Kondisi kedua inilah yang dimaksud dalam firman Allah Ta’ala:

﴿ اِنَّمَا التَّوْبَةُ عَلَى اللّٰهِ لِلَّذِيْنَ يَعْمَلُوْنَ السُّوْۤءَ بِجَهَالَةٍ ثُمَّ يَتُوْبُوْنَ مِنْ قَرِيْبٍ ﴾ (سورة النساۤء: 17)

“Sesungguhnya tobat yang pasti diterima Allah itu hanya bagi mereka yang melakukan keburukan karena kebodohan kemudian mereka segera bertobat.” (QS. An-Nisā’: 17)

Ketika menafsirkan ayat ini, para sahabat -sebagaimana dikutip Ibnu Taimiyah dalam kitabnya Iqtidha’ ash Shirat al Mustaqim- mengatakan:

« كل من عمل سوءًا فهو جاهل، وإن علم أنه مخالف للحق»

"Setiap orang yang melakukan keburukan adalah orang yang jahil (bodoh), meskipun ia mengetahui bahwa perbuatannya menyelisihi kebenaran."

 

Jahiliyah: Ketika Kecerdasan Tidak Mengenal Kebenaran

Di samping itu, dalil-dalil lain dalam Al-Qur'an dan hadis juga merujuk pada Jahiliyah sebagai sebuah kondisi, sifat, atau sistem nilai yang menyimpang, bukan sekadar ketiadaan pengetahuan. 

Contohnya adalah perkataan Rasulullah ﷺ kepada Abu Dzar:

« إِنَّكَ امْرُؤٌ فِيكَ جَاهِلِيَّةٌ »

"Sungguh, dalam dirimu masih terdapat sifat jahiliyah!”

(HR. al Bukhari No. 30)

Dan ucapan Umar bin Khattab:

« إِنِّي نَذَرْتُ نَذْرًا فِي الْجَاهِلِيَّةِ »

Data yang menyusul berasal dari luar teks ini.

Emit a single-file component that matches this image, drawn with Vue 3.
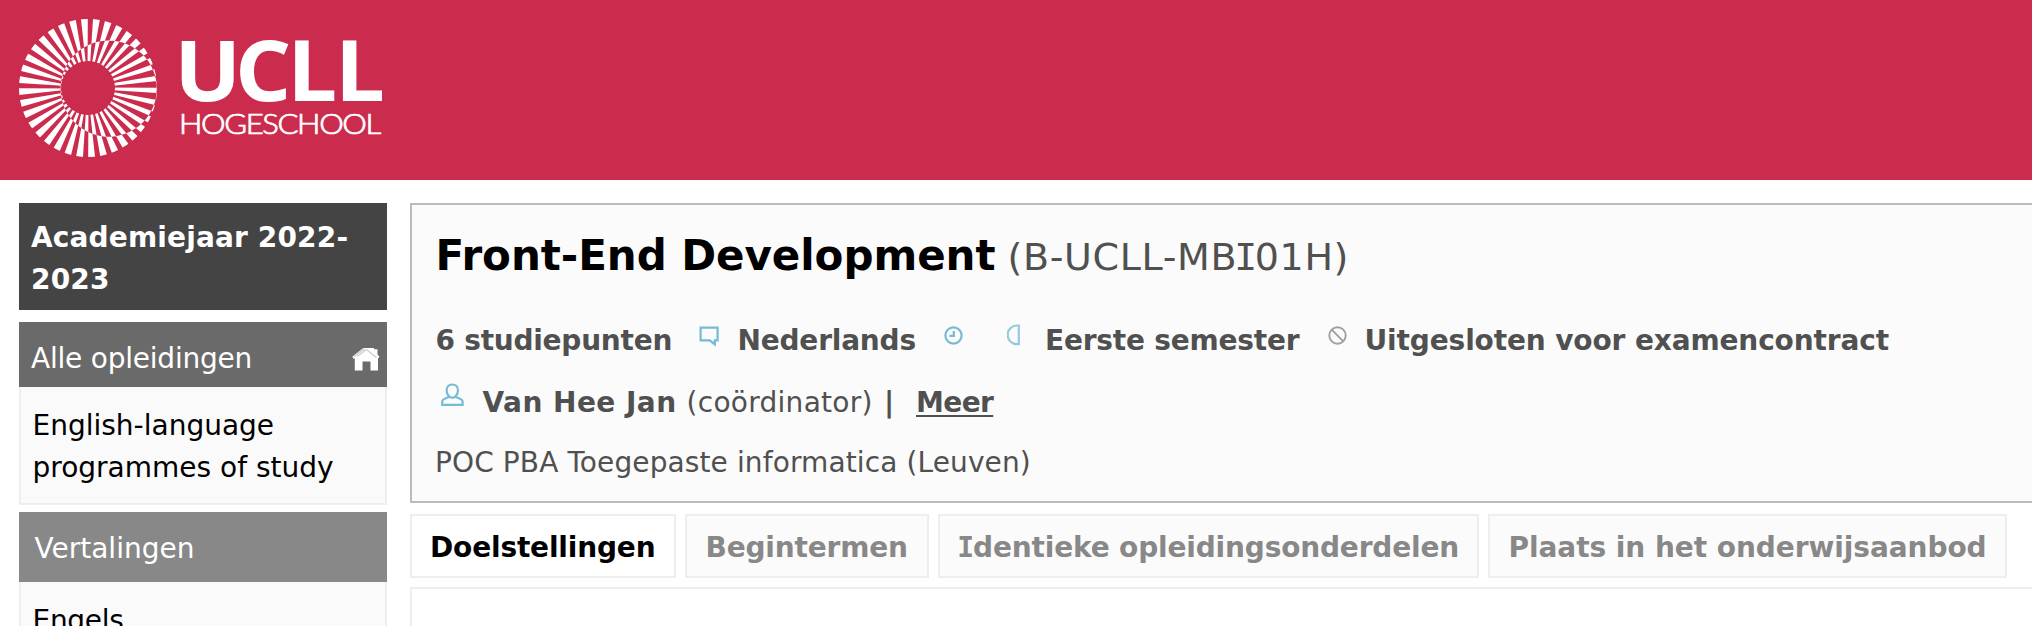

"Sungguh aku pernah bernazar di masa jahiliah.”

(HR. ad Darimi No. 2378)

Serta ucapan Aisyah:

« أَنَّ النِّكَاحَ كَانَ فِي الْجَاهِلِيَّةِ عَلَى أَرْبَعَةِ أَنْحَاءٍ »

"Sesungguhnya pernikahan pada masa Jahiliah itu ada empat macam bentuknya.”

(HR. Abu Dawud No. 2272)

Jadi, masa Jahiliah bukan hanya tentang kebodohan, tetapi juga tentang kebodohan moral dan spiritual. Meskipun masyarakat Jahiliyah di satu sisi memiliki kecerdasan dalam sastra, perdagangan, dan strategi perang, namun di sisi lain mereka terjerumus dalam penyimpangan akidah (syirik), moral (membunuh anak perempuan, berzina), dan sosial (fanatisme kesukuan yang buta).

Kecerdasan mereka tidak digunakan untuk mencari kebenaran hakiki, melainkan untuk membanggakan suku, memuaskan hawa nafsu, dan mempertahankan tradisi nenek moyang yang rusak. Inilah makna sebenarnya dari Jahiliyah. Sebuah peradaban yang pengetahuannya tidak dibimbing oleh wahyu.